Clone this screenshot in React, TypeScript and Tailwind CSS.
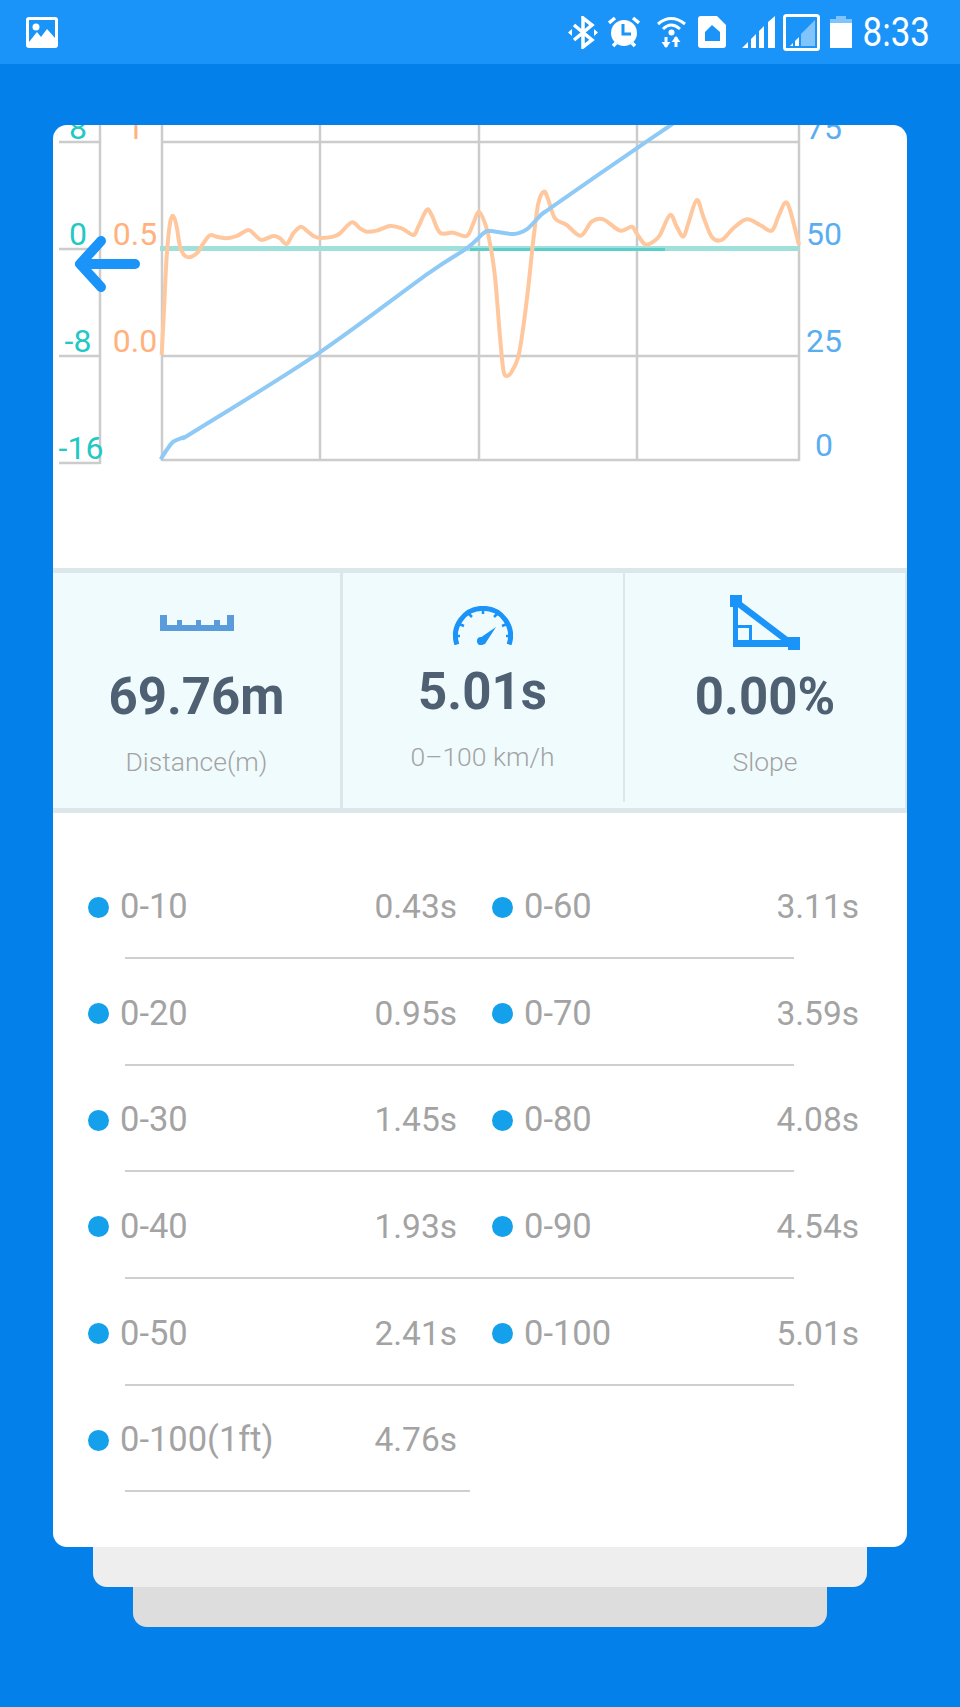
import React from "react";

const BLUE = "#1a94f8";

const rows = [
  [{ label: "0-10", value: "0.43s" }, { label: "0-60", value: "3.11s" }],
  [{ label: "0-20", value: "0.95s" }, { label: "0-70", value: "3.59s" }],
  [{ label: "0-30", value: "1.45s" }, { label: "0-80", value: "4.08s" }],
  [{ label: "0-40", value: "1.93s" }, { label: "0-90", value: "4.54s" }],
  [{ label: "0-50", value: "2.41s" }, { label: "0-100", value: "5.01s" }],
  [{ label: "0-100(1ft)", value: "4.76s" }],
];

// curve points read off the chart, [x, y] in page pixels
const orange: number[][] = [
  [365, 735], [372, 600], [380, 440], [390, 340], [400, 318], [410, 350], [420, 410], [432, 435],
  [445, 442], [460, 437], [475, 425], [490, 400], [510, 376], [530, 380], [560, 385], [590, 378],
  [625, 360], [645, 375], [665, 390], [700, 378], [720, 385], [740, 402], [760, 370], [782, 350],
  [800, 362], [820, 378], [840, 384], [880, 380], [900, 370], [935, 337], [960, 355], [980, 365],
  [1010, 362], [1050, 348], [1085, 355], [1120, 375], [1135, 350], [1160, 300], [1175, 315],
  [1200, 368], [1240, 368], [1280, 378], [1300, 340],
].map(([x, y]) => [40 + x / 3, 110 + y / 3]).concat(
  [
    [56, 305], [75, 340], [90, 400], [105, 500], [120, 680], [130, 780], [140, 798], [155, 785],
    [175, 740], [190, 650], [205, 530], [220, 390], [235, 280], [252, 245], [265, 270], [285, 325],
    [320, 345], [362, 377], [395, 335], [430, 328], [480, 362], [515, 350], [530, 370], [555, 403],
    [580, 395], [600, 375], [630, 315], [650, 350], [670, 380], [685, 340], [710, 270], [730, 320],
    [755, 380], [785, 390], [820, 355], [860, 328], [900, 345], [935, 362], [955, 320], [975, 278],
    [990, 300], [1017, 405],
  ].map(([x, y]) => [460 + x / 3, 110 + y / 3])
);

const blue: number[][] = [
  [362, 1048], [380, 1020], [400, 995], [430, 982], [470, 960], [835, 730], [1165, 490], [1280, 415],
  [1330, 370],
].map(([x, y]) => [40 + x / 3, 110 + y / 3]).concat(
  [
    [90, 363], [160, 372], [200, 358], [240, 318], [270, 295], [530, 115], [640, 40], [670, 18],
  ].map(([x, y]) => [460 + x / 3, 110 + y / 3])
);

function smooth(pts: number[][]) {
  let d = `M${pts[0][0]} ${pts[0][1]}`;
  for (let i = 0; i < pts.length - 1; i++) {
    const p0 = pts[i - 1] || pts[i];
    const p1 = pts[i];
    const p2 = pts[i + 1];
    const p3 = pts[i + 2] || p2;
    const c1x = p1[0] + (p2[0] - p0[0]) / 6;
    const c1y = p1[1] + (p2[1] - p0[1]) / 6;
    const c2x = p2[0] - (p3[0] - p1[0]) / 6;
    const c2y = p2[1] - (p3[1] - p1[1]) / 6;
    d += ` C${c1x} ${c1y} ${c2x} ${c2y} ${p2[0]} ${p2[1]}`;
  }
  return d;
}

function Chart() {
  const grid = "#cccccc";
  return (
    <svg viewBox="53 125 854 443" className="block h-[443px] w-[854px]" style={{ fontFamily: "Roboto, sans-serif" }}>
      {/* axes and grid */}
      <g stroke={grid} strokeWidth="2.5" fill="none">
        <path d="M100 125V464M59 142H100M59 249H100M59 356H100M59 463H100" />
        <path d="M162 125V461M320 125V461M479 125V461M637 125V461M799 125V461" />
        <path d="M162 142H799M162 249H799M162 356H799M162 460H799" />
      </g>

      <g fontSize="32" textAnchor="middle" fill="#22c8c4">
        <text x="78" y="139">8</text>
        <text x="78" y="245">0</text>
        <text x="78" y="352">-8</text>
        <text x="81" y="459">-16</text>
      </g>
      <g fontSize="32" textAnchor="middle" fill="#ffb27d">
        <text x="135" y="139">1</text>
        <text x="135" y="245">0.5</text>
        <text x="135" y="352">0.0</text>
      </g>
      <g fontSize="32" textAnchor="middle" fill="#5aaef0">
        <text x="824" y="139">75</text>
        <text x="824" y="245">50</text>
        <text x="824" y="352">25</text>
        <text x="824" y="456">0</text>
      </g>

      {/* curves */}
      <path d="M160 248.5H799" stroke="#9fe0da" strokeWidth="5" fill="none" />
      <path d="M470 249.5H665" stroke="#5ccfcd" strokeWidth="3" fill="none" />
      <path d={smooth(orange)} stroke="#ffc79e" strokeWidth="4" fill="none" strokeLinejoin="round" />
      <path d={smooth(blue)} stroke="#8ecaf5" strokeWidth="4" fill="none" strokeLinejoin="round" />
    </svg>
  );
}

function BackArrow() {
  return (
    <svg viewBox="0 0 66 56" className="absolute left-[22px] top-[111px] h-[56px] w-[66px]" fill="none" stroke={BLUE} strokeWidth="10" strokeLinecap="round" strokeLinejoin="round">
      <path d="M26 5L5 28L26 51" />
      <path d="M7 28H60" />
    </svg>
  );
}

function RulerIcon() {
  return (
    <svg viewBox="0 0 74 16" className="block h-[16px] w-[74px]" fill="#5a9bdc">
      <path d="M0 0H7V10H17V5H22V10H36V5H41V10H54V5H60V10H67V0H74V16H0Z" />
    </svg>
  );
}

function GaugeIcon() {
  return (
    <svg viewBox="0 0 60 39" className="block h-[39px] w-[60px]" fill="none" stroke={BLUE} strokeWidth="2.5">
      <path d="M3.9 38.5A27.5 27.5 0 1 1 56.1 38.5" strokeWidth="5" />
      <path d="M2 30H7M6 18L11 20M15 7L19 11M30 3V8M45 7L41 11M54 18L49 20M58 30H53" />
      <path d="M43 21L32 38L26 39L24 34Z" fill={BLUE} stroke="none" />
      <circle cx="28" cy="35" r="4" fill={BLUE} stroke="none" />
    </svg>
  );
}

function SlopeIcon() {
  return (
    <svg viewBox="0 0 70 55" className="block h-[55px] w-[70px]" fill={BLUE}>
      <rect x="0" y="0" width="12" height="12" />
      <rect x="58" y="42" width="12" height="13" />
      <rect x="3" y="8" width="5" height="44" />
      <rect x="3" y="45" width="58" height="7" />
      <path d="M9 5L63 46L59 51L5 10Z" />
      <path d="M7 30H22V45H19V33H7Z" />
    </svg>
  );
}

function Cell({ label, value, first }: { label: string; value: string; first: boolean }) {
  return (
    <div className={`flex items-center text-[#a3a3a3] ${first ? "w-[369px]" : "w-[367px]"}`}>
      <span className="h-[21px] w-[21px] shrink-0 rounded-full bg-[#14a0ea]" />
      <span className="ml-[11px] text-[34.5px]">{label}</span>
      <span className="ml-auto text-[33.5px]">{value}</span>
    </div>
  );
}

function StatusBar() {
  return (
    <div className="flex h-[64px] items-center bg-[#1a94f8] pl-[26px] pr-[30px]">
      <svg viewBox="0 0 32 31" className="h-[31px] w-[32px]">
        <rect width="32" height="31" rx="3" fill="#fff" />
        <rect x="3" y="3" width="26" height="25" fill={BLUE} />
        <circle cx="10" cy="10" r="3.5" fill="#fff" />
        <path d="M3 25L11 15L15 20L21 12L29 21V28H3Z" fill="#fff" />
      </svg>

      <svg viewBox="0 0 30 33" className="ml-auto h-[33px] w-[30px]" fill="none" stroke="#fff" strokeWidth="3.5">
        <path d="M6 9L24 24L15 31V2L24 9L6 24" />
        <path d="M0 16.5L4 13V20Z M30 16.5L26 13V20Z" fill="#fff" stroke="none" />
      </svg>

      <svg viewBox="0 0 32 32" className="ml-[10px] h-[32px] w-[32px]">
        <circle cx="16" cy="17" r="13" fill="#fff" />
        <path d="M15 8V18H23" stroke={BLUE} strokeWidth="3" fill="none" />
        <path d="M1 7L7 2M31 7L25 2M5 30L8 27M27 30L24 27" stroke="#fff" strokeWidth="3.5" fill="none" />
      </svg>

      <svg viewBox="0 0 29 33" className="ml-[17px] h-[33px] w-[29px]" fill="none" stroke="#fff" strokeWidth="3">
        <path d="M1 8Q14 -3 28 8M6 13Q14 5 23 13" />
        <circle cx="14.5" cy="16.5" r="3" fill="#fff" stroke="none" />
        <path d="M9 21V31M19 21V31" />
        <path d="M4.5 26H13.5L9 32Z M14.5 26H23.5L19 20Z" fill="#fff" stroke="none" />
      </svg>

      <svg viewBox="0 0 28 32" className="ml-[12px] h-[32px] w-[28px]">
        <path d="M3 0H19L28 9V29Q28 32 25 32H3Q0 32 0 29V3Q0 0 3 0Z" fill="#fff" />
        <path d="M14 9L22 16V25H7V16Z" fill={BLUE} />
      </svg>

      <svg viewBox="0 0 33 32" className="ml-[16px] h-[32px] w-[33px]" fill="#fff">
        <path d="M0 32L6 26V32ZM9 23L14 18V32H9ZM17 15L22 10V32H17ZM26 6L33 0V32H26Z" />
      </svg>

      <svg viewBox="0 0 37 37" className="ml-[8px] h-[37px] w-[37px]">
        <rect x="1.5" y="1.5" width="34" height="34" rx="2" fill="none" stroke="#fff" strokeWidth="3" />
        <path d="M18 20L32 6V32H18Z" fill="#fff" fillOpacity="0.45" />
        <path d="M7 32L10 29V32ZM12 27L16 23V32H12Z" fill="#fff" />
      </svg>

      <svg viewBox="0 0 22 32" className="ml-[10px] h-[32px] w-[22px]">
        <path d="M6 0H16V3H22V7H0V3H6Z" fill="#fff" fillOpacity="0.45" />
        <rect x="0" y="7" width="22" height="25" fill="#fff" />
      </svg>

      <span className="ml-[11px] scale-y-[1.15] text-[35px] font-normal leading-none text-white">8:33</span>
    </div>
  );
}

function Stats() {
  const valueCls = "text-[51px] font-bold leading-[60px] text-[#4f6073]";
  const labelCls = "mt-[17px] text-[26.5px] font-light leading-[36px] text-[#a3a3a3]";
  return (
    <div className="flex h-[245px] border-y-[5px] border-[#dce7ec] bg-[#f0fbfd]">
      <div className="flex w-[290px] flex-col items-center border-r-[3px] border-[#dce7ec] pt-[42px]">
        <RulerIcon />
        <div className={`mt-[36px] ${valueCls}`}>69.76m</div>
        <div className={labelCls}>Distance(m)</div>
      </div>
      <div className="relative flex w-[282px] flex-col items-center pr-[3px] pt-[33px]">
        <GaugeIcon />
        <div className={`mt-[17px] ${valueCls}`}>5.01s</div>
        <div className={labelCls}>0–100 km/h</div>
        <span className="absolute right-0 top-0 h-[229px] w-[2px] bg-[#dce7ec]" />
      </div>
      <div className="flex flex-1 flex-col items-center border-r-[2px] border-[#dce7ec] pt-[22px]">
        <SlopeIcon />
        <div className={`mt-[17px] ${valueCls}`}>0.00%</div>
        <div className={labelCls}>Slope</div>
      </div>
    </div>
  );
}

export default function App() {
  return (
    <div className="min-h-[1707px] bg-[#0480ea] [font-family:Roboto,sans-serif]">
      <StatusBar />

      <div className="pt-[61px]">
        <div className="relative z-20 mx-[53px] overflow-hidden rounded-[14px] bg-white">
          <Chart />
          <BackArrow />
          <Stats />

          <div className="pb-[55px] pl-[35px] pt-[39px]">
            {rows.map((row, i) => (
              <div key={i} className="h-[106.67px]">
                <div className="flex h-[105px] items-center gap-[35px] pt-[5px]">
                  {row.map((cell, j) => (
                    <Cell key={cell.label} label={cell.label} value={cell.value} first={j === 0} />
                  ))}
                </div>
                <div className={`ml-[37px] h-[2px] bg-[#cfcfcf] ${row.length > 1 ? "w-[669px]" : "w-[345px]"}`} />
              </div>
            ))}
          </div>
        </div>

        <div className="relative z-10 mx-[93px] h-[40px] rounded-b-[14px] bg-[#eeeeee]" />
        <div className="mx-[133px] h-[40px] rounded-b-[14px] bg-[#dddddd]" />
      </div>
    </div>
  );
}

= = =

▸ **PROBLEM DESCRIPTION**: Using the listing above, show each line holding the string "React".

▸ **EXPECTED OUTPUT**:
Clone this screenshot in React, TypeScript and Tailwind CSS.
import React from "react";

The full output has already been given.